[Aim of the exercise] Give the total number of lines with the word "index" in them, and no other words.

[Stored data]
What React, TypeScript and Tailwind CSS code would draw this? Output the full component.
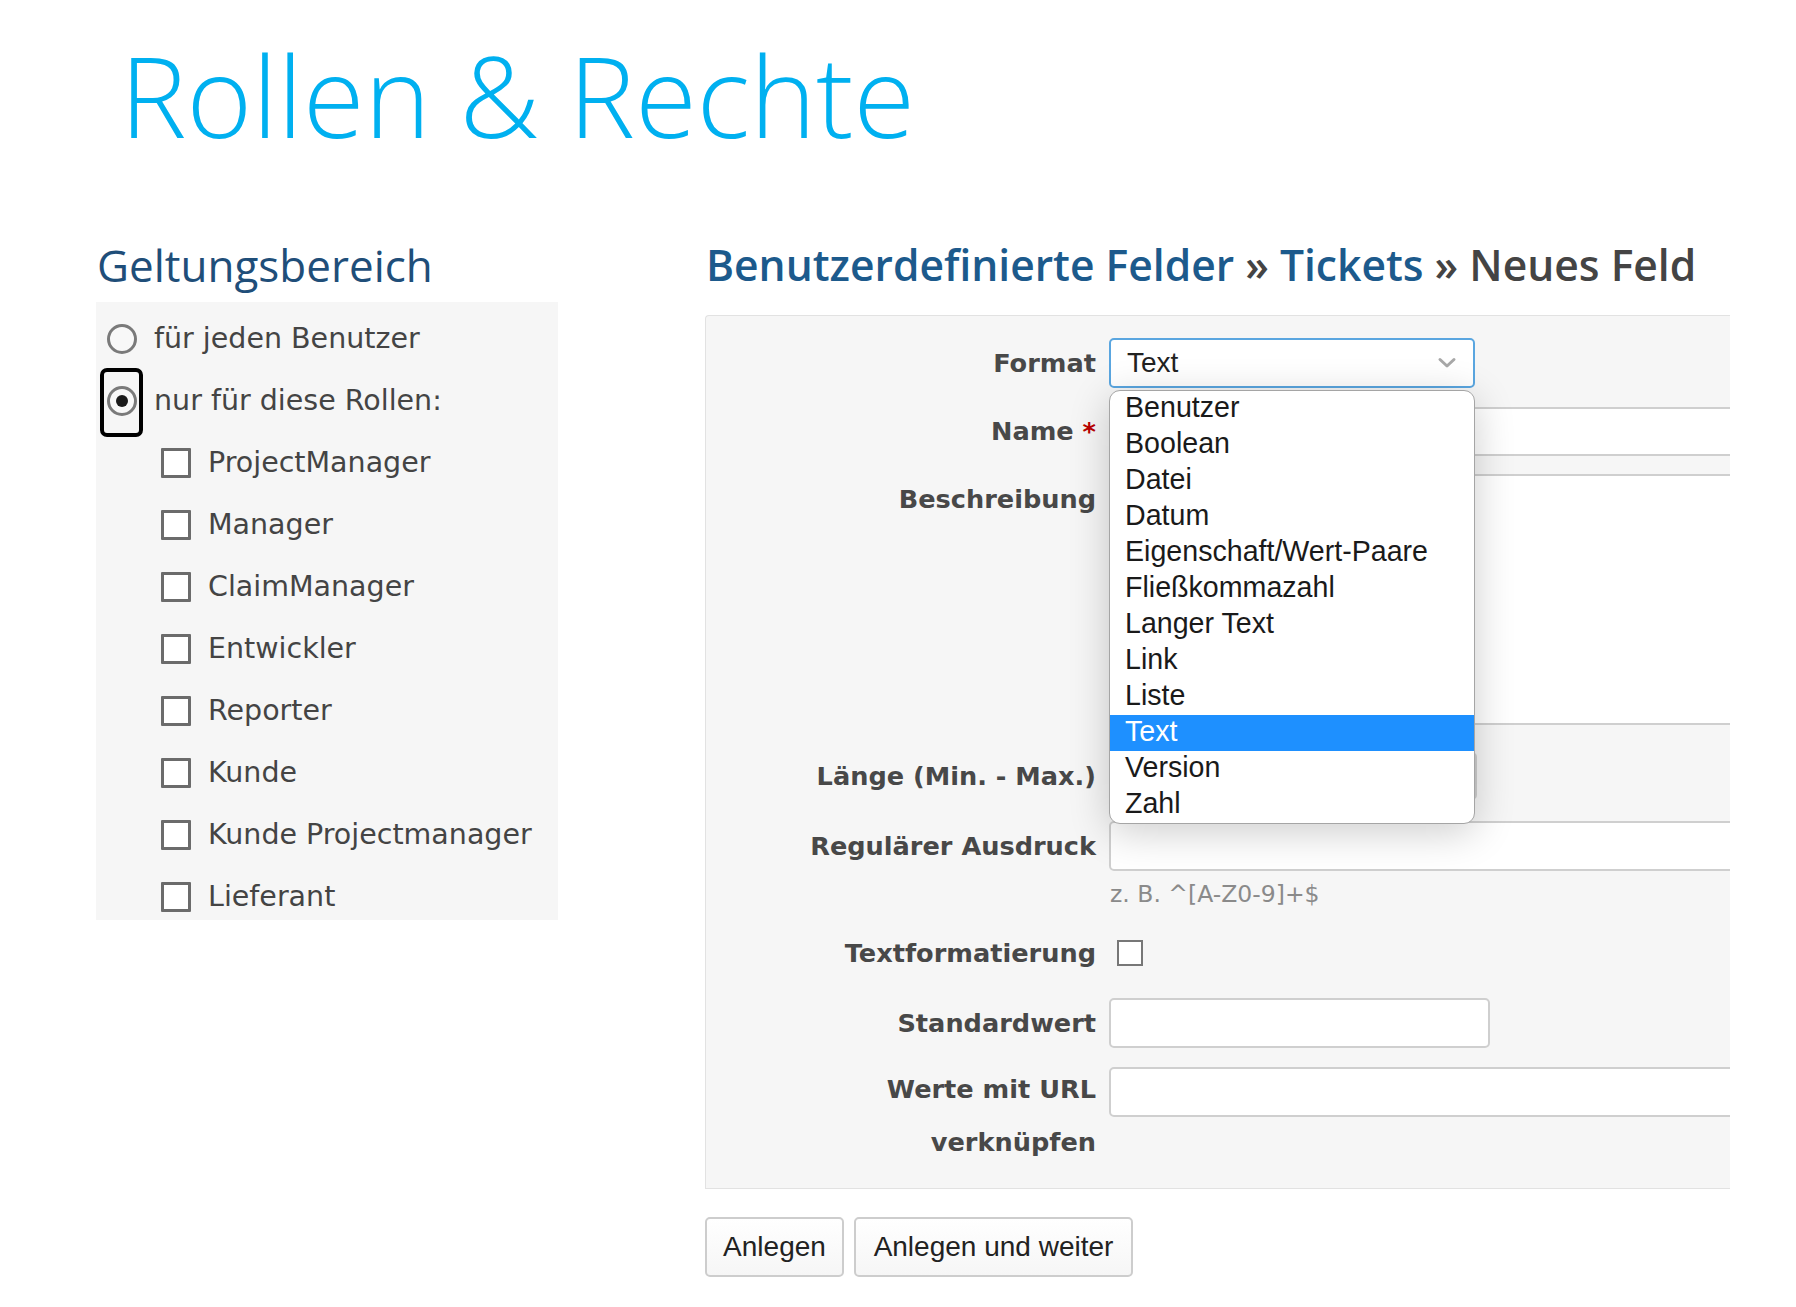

--

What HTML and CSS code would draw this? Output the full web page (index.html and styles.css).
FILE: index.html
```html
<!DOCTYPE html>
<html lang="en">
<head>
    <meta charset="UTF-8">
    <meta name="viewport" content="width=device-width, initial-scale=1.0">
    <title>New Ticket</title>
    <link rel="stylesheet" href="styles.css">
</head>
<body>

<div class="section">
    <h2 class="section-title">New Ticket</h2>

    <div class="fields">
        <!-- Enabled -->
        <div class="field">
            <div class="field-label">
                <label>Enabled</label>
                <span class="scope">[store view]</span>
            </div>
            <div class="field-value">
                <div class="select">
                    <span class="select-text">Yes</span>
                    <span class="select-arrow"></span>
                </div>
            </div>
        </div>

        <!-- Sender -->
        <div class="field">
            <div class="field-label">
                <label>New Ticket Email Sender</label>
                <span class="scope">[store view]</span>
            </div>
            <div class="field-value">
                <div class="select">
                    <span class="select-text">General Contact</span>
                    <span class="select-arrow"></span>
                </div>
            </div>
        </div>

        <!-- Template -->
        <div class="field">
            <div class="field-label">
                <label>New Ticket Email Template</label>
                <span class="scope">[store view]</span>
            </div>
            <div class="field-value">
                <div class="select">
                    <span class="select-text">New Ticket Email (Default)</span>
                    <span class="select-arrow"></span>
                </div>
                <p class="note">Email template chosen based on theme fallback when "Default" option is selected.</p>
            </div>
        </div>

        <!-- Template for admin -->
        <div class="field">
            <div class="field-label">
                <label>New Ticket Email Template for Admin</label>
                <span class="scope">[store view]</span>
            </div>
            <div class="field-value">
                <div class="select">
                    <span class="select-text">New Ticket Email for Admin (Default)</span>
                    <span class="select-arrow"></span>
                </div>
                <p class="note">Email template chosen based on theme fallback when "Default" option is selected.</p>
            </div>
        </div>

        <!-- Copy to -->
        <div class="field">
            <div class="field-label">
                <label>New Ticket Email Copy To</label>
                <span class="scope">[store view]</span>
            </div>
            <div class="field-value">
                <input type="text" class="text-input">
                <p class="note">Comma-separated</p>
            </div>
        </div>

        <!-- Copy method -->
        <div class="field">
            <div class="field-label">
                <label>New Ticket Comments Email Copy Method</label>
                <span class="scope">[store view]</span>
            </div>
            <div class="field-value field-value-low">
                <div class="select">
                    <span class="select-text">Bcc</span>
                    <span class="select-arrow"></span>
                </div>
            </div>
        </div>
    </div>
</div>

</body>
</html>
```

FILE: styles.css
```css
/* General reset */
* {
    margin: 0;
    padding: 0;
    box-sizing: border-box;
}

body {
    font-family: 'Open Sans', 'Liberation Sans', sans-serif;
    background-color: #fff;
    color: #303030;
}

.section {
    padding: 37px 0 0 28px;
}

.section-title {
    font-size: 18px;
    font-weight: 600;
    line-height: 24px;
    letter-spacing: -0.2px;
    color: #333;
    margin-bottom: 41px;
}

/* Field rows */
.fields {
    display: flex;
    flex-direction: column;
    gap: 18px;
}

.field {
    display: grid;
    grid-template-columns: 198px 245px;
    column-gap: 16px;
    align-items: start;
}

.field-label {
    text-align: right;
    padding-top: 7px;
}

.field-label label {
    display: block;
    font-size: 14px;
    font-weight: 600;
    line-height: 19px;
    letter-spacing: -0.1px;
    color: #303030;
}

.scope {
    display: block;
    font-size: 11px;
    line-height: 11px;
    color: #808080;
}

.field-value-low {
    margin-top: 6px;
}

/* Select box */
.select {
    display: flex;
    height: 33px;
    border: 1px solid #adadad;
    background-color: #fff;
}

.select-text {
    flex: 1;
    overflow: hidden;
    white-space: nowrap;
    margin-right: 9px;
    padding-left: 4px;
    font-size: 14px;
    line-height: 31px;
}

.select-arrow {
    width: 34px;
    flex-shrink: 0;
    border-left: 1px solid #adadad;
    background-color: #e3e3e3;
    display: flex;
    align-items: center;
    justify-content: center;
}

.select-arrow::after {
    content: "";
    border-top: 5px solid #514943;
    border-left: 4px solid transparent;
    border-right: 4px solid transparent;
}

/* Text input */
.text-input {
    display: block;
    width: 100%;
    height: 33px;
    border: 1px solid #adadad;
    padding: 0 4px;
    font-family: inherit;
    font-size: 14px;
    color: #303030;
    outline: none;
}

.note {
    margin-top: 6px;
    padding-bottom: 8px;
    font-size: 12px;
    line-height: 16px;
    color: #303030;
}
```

[Exercise output] 2